■ Your task: Write out every single entry exactly.

■ Exercise materials:
──────────────────────────────

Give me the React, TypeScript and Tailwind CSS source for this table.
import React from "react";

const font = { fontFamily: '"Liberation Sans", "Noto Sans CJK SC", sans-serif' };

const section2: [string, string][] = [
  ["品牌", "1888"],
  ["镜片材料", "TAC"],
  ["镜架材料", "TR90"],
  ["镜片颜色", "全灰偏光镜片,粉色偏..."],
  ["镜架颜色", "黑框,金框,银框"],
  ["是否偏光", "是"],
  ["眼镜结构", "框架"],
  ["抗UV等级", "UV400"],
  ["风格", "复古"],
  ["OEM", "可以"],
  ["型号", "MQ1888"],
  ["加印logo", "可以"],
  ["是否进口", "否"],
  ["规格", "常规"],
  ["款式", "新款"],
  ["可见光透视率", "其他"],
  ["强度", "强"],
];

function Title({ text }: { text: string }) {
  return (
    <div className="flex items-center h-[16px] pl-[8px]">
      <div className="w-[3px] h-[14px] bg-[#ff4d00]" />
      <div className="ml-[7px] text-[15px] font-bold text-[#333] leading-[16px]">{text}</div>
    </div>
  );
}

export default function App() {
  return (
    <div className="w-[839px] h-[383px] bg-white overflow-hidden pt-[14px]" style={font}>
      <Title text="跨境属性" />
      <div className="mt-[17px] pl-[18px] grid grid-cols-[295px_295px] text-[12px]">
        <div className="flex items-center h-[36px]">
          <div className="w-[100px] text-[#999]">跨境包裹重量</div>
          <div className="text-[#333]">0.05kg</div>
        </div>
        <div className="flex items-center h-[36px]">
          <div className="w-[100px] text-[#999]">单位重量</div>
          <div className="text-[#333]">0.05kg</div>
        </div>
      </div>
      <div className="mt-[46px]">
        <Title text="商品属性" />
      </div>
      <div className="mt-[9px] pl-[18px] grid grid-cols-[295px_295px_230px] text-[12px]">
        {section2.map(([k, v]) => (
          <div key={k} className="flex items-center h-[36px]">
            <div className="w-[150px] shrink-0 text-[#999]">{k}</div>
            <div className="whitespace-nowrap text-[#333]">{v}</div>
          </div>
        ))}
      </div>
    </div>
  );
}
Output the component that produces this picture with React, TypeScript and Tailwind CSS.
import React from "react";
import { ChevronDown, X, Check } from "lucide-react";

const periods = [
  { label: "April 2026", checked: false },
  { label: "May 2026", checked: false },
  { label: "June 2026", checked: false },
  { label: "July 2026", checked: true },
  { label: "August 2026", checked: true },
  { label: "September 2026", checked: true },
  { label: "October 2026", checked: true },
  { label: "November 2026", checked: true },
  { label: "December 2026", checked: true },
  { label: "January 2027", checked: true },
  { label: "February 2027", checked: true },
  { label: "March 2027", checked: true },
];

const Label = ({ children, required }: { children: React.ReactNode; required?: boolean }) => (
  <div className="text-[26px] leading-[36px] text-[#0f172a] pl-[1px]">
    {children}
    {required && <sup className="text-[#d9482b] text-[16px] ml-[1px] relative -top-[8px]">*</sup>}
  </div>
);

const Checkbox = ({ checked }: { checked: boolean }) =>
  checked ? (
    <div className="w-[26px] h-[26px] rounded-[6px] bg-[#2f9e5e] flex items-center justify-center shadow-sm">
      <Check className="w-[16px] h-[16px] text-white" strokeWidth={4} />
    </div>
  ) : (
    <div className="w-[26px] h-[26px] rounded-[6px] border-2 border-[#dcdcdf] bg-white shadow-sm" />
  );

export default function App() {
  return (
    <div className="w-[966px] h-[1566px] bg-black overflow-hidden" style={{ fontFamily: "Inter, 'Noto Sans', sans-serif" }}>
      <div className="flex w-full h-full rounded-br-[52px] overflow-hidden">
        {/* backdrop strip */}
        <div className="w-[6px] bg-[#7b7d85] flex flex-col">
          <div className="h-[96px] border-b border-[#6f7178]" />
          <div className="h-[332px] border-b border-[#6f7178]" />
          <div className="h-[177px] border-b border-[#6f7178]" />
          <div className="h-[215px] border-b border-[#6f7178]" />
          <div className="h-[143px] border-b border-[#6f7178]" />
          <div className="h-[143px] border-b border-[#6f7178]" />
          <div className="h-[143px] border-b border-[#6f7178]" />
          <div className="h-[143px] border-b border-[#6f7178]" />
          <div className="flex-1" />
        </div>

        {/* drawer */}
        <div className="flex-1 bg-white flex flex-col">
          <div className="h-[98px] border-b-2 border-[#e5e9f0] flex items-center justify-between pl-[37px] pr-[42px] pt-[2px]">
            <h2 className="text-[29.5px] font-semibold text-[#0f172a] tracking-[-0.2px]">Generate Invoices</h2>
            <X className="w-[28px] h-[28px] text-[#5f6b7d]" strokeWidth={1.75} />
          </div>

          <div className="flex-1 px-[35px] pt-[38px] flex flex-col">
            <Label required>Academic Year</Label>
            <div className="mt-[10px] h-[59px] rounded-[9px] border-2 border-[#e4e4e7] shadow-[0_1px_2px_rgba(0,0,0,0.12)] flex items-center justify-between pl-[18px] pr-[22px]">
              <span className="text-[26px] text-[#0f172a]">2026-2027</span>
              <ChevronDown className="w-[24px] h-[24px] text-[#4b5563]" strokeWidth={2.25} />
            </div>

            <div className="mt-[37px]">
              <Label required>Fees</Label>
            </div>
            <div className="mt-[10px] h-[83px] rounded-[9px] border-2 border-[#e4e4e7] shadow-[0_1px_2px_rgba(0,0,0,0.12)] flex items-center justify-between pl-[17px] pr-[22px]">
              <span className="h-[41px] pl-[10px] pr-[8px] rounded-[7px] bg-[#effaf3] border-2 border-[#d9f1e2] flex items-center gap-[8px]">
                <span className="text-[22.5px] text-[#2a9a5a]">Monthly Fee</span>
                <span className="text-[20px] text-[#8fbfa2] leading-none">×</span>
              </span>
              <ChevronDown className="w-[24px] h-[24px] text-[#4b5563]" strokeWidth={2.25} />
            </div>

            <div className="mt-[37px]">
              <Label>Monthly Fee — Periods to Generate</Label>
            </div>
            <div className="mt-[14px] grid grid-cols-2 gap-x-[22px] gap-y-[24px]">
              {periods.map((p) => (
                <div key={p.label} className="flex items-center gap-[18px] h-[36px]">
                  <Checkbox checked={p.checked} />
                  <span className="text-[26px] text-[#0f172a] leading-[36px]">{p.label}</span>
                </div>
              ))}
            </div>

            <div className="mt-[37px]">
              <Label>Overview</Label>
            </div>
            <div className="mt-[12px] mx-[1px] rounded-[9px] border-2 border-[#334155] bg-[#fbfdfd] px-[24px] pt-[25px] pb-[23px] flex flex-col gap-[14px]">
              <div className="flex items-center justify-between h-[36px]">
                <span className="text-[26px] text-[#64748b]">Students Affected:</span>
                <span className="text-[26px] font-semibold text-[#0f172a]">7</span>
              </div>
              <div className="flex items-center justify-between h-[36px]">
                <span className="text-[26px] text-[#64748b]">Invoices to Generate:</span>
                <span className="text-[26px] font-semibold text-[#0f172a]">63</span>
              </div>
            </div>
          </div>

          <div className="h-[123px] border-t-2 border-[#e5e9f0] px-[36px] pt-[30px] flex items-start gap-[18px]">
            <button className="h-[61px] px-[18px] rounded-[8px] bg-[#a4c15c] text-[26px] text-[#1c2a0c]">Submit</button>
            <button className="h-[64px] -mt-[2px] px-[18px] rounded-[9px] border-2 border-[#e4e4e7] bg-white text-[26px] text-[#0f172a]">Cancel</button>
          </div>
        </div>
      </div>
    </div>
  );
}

──────────────────────────────

■ Solution:
Give me the React, TypeScript and Tailwind CSS source for this table.
import React from "react";

const font = { fontFamily: '"Liberation Sans", "Noto Sans CJK SC", sans-serif' };

const section2: [string, string][] = [
  ["品牌", "1888"],
  ["镜片材料", "TAC"],
  ["镜架材料", "TR90"],
  ["镜片颜色", "全灰偏光镜片,粉色偏..."],
  ["镜架颜色", "黑框,金框,银框"],
  ["是否偏光", "是"],
  ["眼镜结构", "框架"],
  ["抗UV等级", "UV400"],
  ["风格", "复古"],
  ["OEM", "可以"],
  ["型号", "MQ1888"],
  ["加印logo", "可以"],
  ["是否进口", "否"],
  ["规格", "常规"],
  ["款式", "新款"],
  ["可见光透视率", "其他"],
  ["强度", "强"],
];

function Title({ text }: { text: string }) {
  return (
    <div className="flex items-center h-[16px] pl-[8px]">
      <div className="w-[3px] h-[14px] bg-[#ff4d00]" />
      <div className="ml-[7px] text-[15px] font-bold text-[#333] leading-[16px]">{text}</div>
    </div>
  );
}

export default function App() {
  return (
    <div className="w-[839px] h-[383px] bg-white overflow-hidden pt-[14px]" style={font}>
      <Title text="跨境属性" />
      <div className="mt-[17px] pl-[18px] grid grid-cols-[295px_295px] text-[12px]">
        <div className="flex items-center h-[36px]">
          <div className="w-[100px] text-[#999]">跨境包裹重量</div>
          <div className="text-[#333]">0.05kg</div>
        </div>
        <div className="flex items-center h-[36px]">
          <div className="w-[100px] text-[#999]">单位重量</div>
          <div className="text-[#333]">0.05kg</div>
        </div>
      </div>
      <div className="mt-[46px]">
        <Title text="商品属性" />
      </div>
      <div className="mt-[9px] pl-[18px] grid grid-cols-[295px_295px_230px] text-[12px]">
        {section2.map(([k, v]) => (
          <div key={k} className="flex items-center h-[36px]">
            <div className="w-[150px] shrink-0 text-[#999]">{k}</div>
            <div className="whitespace-nowrap text-[#333]">{v}</div>
          </div>
        ))}
      </div>
    </div>
  );
}
Output the component that produces this picture with React, TypeScript and Tailwind CSS.
import React from "react";
import { ChevronDown, X, Check } from "lucide-react";

const periods = [
  { label: "April 2026", checked: false },
  { label: "May 2026", checked: false },
  { label: "June 2026", checked: false },
  { label: "July 2026", checked: true },
  { label: "August 2026", checked: true },
  { label: "September 2026", checked: true },
  { label: "October 2026", checked: true },
  { label: "November 2026", checked: true },
  { label: "December 2026", checked: true },
  { label: "January 2027", checked: true },
  { label: "February 2027", checked: true },
  { label: "March 2027", checked: true },
];

const Label = ({ children, required }: { children: React.ReactNode; required?: boolean }) => (
  <div className="text-[26px] leading-[36px] text-[#0f172a] pl-[1px]">
    {children}
    {required && <sup className="text-[#d9482b] text-[16px] ml-[1px] relative -top-[8px]">*</sup>}
  </div>
);

const Checkbox = ({ checked }: { checked: boolean }) =>
  checked ? (
    <div className="w-[26px] h-[26px] rounded-[6px] bg-[#2f9e5e] flex items-center justify-center shadow-sm">
      <Check className="w-[16px] h-[16px] text-white" strokeWidth={4} />
    </div>
  ) : (
    <div className="w-[26px] h-[26px] rounded-[6px] border-2 border-[#dcdcdf] bg-white shadow-sm" />
  );

export default function App() {
  return (
    <div className="w-[966px] h-[1566px] bg-black overflow-hidden" style={{ fontFamily: "Inter, 'Noto Sans', sans-serif" }}>
      <div className="flex w-full h-full rounded-br-[52px] overflow-hidden">
        {/* backdrop strip */}
        <div className="w-[6px] bg-[#7b7d85] flex flex-col">
          <div className="h-[96px] border-b border-[#6f7178]" />
          <div className="h-[332px] border-b border-[#6f7178]" />
          <div className="h-[177px] border-b border-[#6f7178]" />
          <div className="h-[215px] border-b border-[#6f7178]" />
          <div className="h-[143px] border-b border-[#6f7178]" />
          <div className="h-[143px] border-b border-[#6f7178]" />
          <div className="h-[143px] border-b border-[#6f7178]" />
          <div className="h-[143px] border-b border-[#6f7178]" />
          <div className="flex-1" />
        </div>

        {/* drawer */}
        <div className="flex-1 bg-white flex flex-col">
          <div className="h-[98px] border-b-2 border-[#e5e9f0] flex items-center justify-between pl-[37px] pr-[42px] pt-[2px]">
            <h2 className="text-[29.5px] font-semibold text-[#0f172a] tracking-[-0.2px]">Generate Invoices</h2>
            <X className="w-[28px] h-[28px] text-[#5f6b7d]" strokeWidth={1.75} />
          </div>

          <div className="flex-1 px-[35px] pt-[38px] flex flex-col">
            <Label required>Academic Year</Label>
            <div className="mt-[10px] h-[59px] rounded-[9px] border-2 border-[#e4e4e7] shadow-[0_1px_2px_rgba(0,0,0,0.12)] flex items-center justify-between pl-[18px] pr-[22px]">
              <span className="text-[26px] text-[#0f172a]">2026-2027</span>
              <ChevronDown className="w-[24px] h-[24px] text-[#4b5563]" strokeWidth={2.25} />
            </div>

            <div className="mt-[37px]">
              <Label required>Fees</Label>
            </div>
            <div className="mt-[10px] h-[83px] rounded-[9px] border-2 border-[#e4e4e7] shadow-[0_1px_2px_rgba(0,0,0,0.12)] flex items-center justify-between pl-[17px] pr-[22px]">
              <span className="h-[41px] pl-[10px] pr-[8px] rounded-[7px] bg-[#effaf3] border-2 border-[#d9f1e2] flex items-center gap-[8px]">
                <span className="text-[22.5px] text-[#2a9a5a]">Monthly Fee</span>
                <span className="text-[20px] text-[#8fbfa2] leading-none">×</span>
              </span>
              <ChevronDown className="w-[24px] h-[24px] text-[#4b5563]" strokeWidth={2.25} />
            </div>

            <div className="mt-[37px]">
              <Label>Monthly Fee — Periods to Generate</Label>
            </div>
            <div className="mt-[14px] grid grid-cols-2 gap-x-[22px] gap-y-[24px]">
              {periods.map((p) => (
                <div key={p.label} className="flex items-center gap-[18px] h-[36px]">
                  <Checkbox checked={p.checked} />
                  <span className="text-[26px] text-[#0f172a] leading-[36px]">{p.label}</span>
                </div>
              ))}
            </div>

            <div className="mt-[37px]">
              <Label>Overview</Label>
            </div>
            <div className="mt-[12px] mx-[1px] rounded-[9px] border-2 border-[#334155] bg-[#fbfdfd] px-[24px] pt-[25px] pb-[23px] flex flex-col gap-[14px]">
              <div className="flex items-center justify-between h-[36px]">
                <span className="text-[26px] text-[#64748b]">Students Affected:</span>
                <span className="text-[26px] font-semibold text-[#0f172a]">7</span>
              </div>
              <div className="flex items-center justify-between h-[36px]">
                <span className="text-[26px] text-[#64748b]">Invoices to Generate:</span>
                <span className="text-[26px] font-semibold text-[#0f172a]">63</span>
              </div>
            </div>
          </div>

          <div className="h-[123px] border-t-2 border-[#e5e9f0] px-[36px] pt-[30px] flex items-start gap-[18px]">
            <button className="h-[61px] px-[18px] rounded-[8px] bg-[#a4c15c] text-[26px] text-[#1c2a0c]">Submit</button>
            <button className="h-[64px] -mt-[2px] px-[18px] rounded-[9px] border-2 border-[#e4e4e7] bg-white text-[26px] text-[#0f172a]">Cancel</button>
          </div>
        </div>
      </div>
    </div>
  );
}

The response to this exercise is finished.